Su concepto del cristianismo se acerca mucho al panteísmo, ve a Cristo en todas las cosas y considera que todas las cosas están llenas de Cristo. Además se opone al bautismo de los niños, como los anabaptistas. El bautismo tiene que ser un acto consciente, no una imposición. La edad correcta para el bautismo es la edad a la que se bautizó Cristo.

A estas altura, Michel Servet ha ganado fama y mala fama. Lo solicitan de todas las hogueras y se ve obligado a llevar una vida de ocultamiento, cambia de nombre, asume nueva identidad para evadir a los inquisidores de uno y otro bando y publica en 1533 la que se considera su obra capital, «La Restitución del Cristianismo», bajo un nombre supuesto: Michel de Villeneuve.

La publicación provoca un escándalo mayúsculo, lo denuncian como el verdadero autor, lo detienen en Vienne, una ciudad francesa, pero logra escapar, aunque lo condenan a muerte in absentia.

Lo que no se entiende es por qué Michel Servet decide viajar a Italia haciendo escala en Ginebra ni por qué se le ocurre visitar la iglesia donde predicaba Calvino. Allí fue reconocido y apresado y luego juzgado, quemado, asado a fuego lento en la hoguera, muy lento:

Lo condenan —dice la atroz sentencia—«Porque su libro llama a la Trinidad demonio y monstruo de tres cabezas; porque contraría a las Escrituras decir que Jesús Cristo es un hijo de David; y por decir que el bautismo de los pequeños infantes es una obra de la brujería, y por muchos otros puntos y artículos y execrables blasfemias con las que el libro está así dirigido contra Dios y la sagrada doctrina evangélica, para seducir y defraudar a los pobres ignorantes».

Te condenan Michel Servet los intolerantes de siempre «a que te aten y lleven al lugar de Champel, que allí te sujeten a una estaca y te quemen vivo, junto a tu libro manuscrito e impreso, hasta que tu cuerpo quede reducido a cenizas, y así termines tus días para que quedes como ejemplo para otros que quieran cometer lo mismo».

Te condenan por haber pensado, por haberte atrevido a pensar, por el peor delito y atrevimiento, por pensar con esa cabeza que Dios, supuestamente el mismo Dios, puso sobre tus hombros:

«Cuando las llamas se elevan por todas partes, el torturado lanza un grito tan horrible que por un momento los hombres que están a su alrededor se apartan estremecidos por el espanto. Pronto, el humo y el fuego envuelven el cuerpo que se arquea en medio del tormento, pero del fuego que devora lentamente la carne surgen sin cesar y de modo cada vez más penetrante los alaridos de dolor del que sufre de modo indecible y, al fin, estridente, el último grito pidiendo ayuda con unción: “¡Jesús, Hijo de Dios, ten piedad de mí”. Esta lucha con la muerte, espantosa e indescriptible, dura una media hora. Sólo después se extinguen las saciadas llamas, el humo se desvanece y en el poste requemado, de la cadena al rojo vivo, cuelga una masa negra, humeante y reducida a carbón, una horrenda gelatina que no recuerda nada humano».

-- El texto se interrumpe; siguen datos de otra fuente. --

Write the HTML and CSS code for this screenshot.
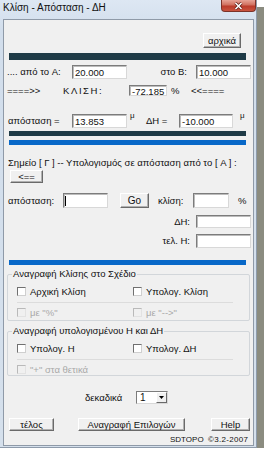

»Lo que una vez fuera una criatura pensante y terrestre, que con pasión aspiraba a la eternidad, ha quedado reducido a tan atroz excremento, a una masa tan repugnante y apestosa, que su vista durante tan sólo un instante tal vez hubiera aleccionado a Calvino acerca de la inhumanidad de su arrogante osadía al erigirse en juez y asesino de uno de sus semejantes.

»Pero, ¿dónde está Calvino en este terrible momento? Para parecer indiferente o no herir sus propios nervios, se ha quedado prudentemente en casa. Está sentado en su gabinete de estudio, con las ventanas cerradas, dejando que el verdugo y Farel, su brutal correligionario, se encarguen del atroz asunto. Cuando se trató de localizar, acusar, provocar y llevar a la hoguera al inocente, Calvino, incansable, fue siempre el primero. En la hora de la ejecución sólo se ven mozos de verdugo pagados, pero no al verdadero culpable de haber querido y ordenado este “piadoso asesinato”. Sólo el domingo siguiente, con solemnidad, sube al púlpito envuelto en su negro vestido talar, para enaltecer, ante la silenciosa comunidad, como grande, urgente y legítima una acción que no ha osado presenciar con sus propios ojos». (3)

Notas:

1)Stefan Zweig, «Castellio contra Calvino», págs.146, 147

(2) Servet, De la Justicia…, en Obras completas, Vol. II-1, pág. 481).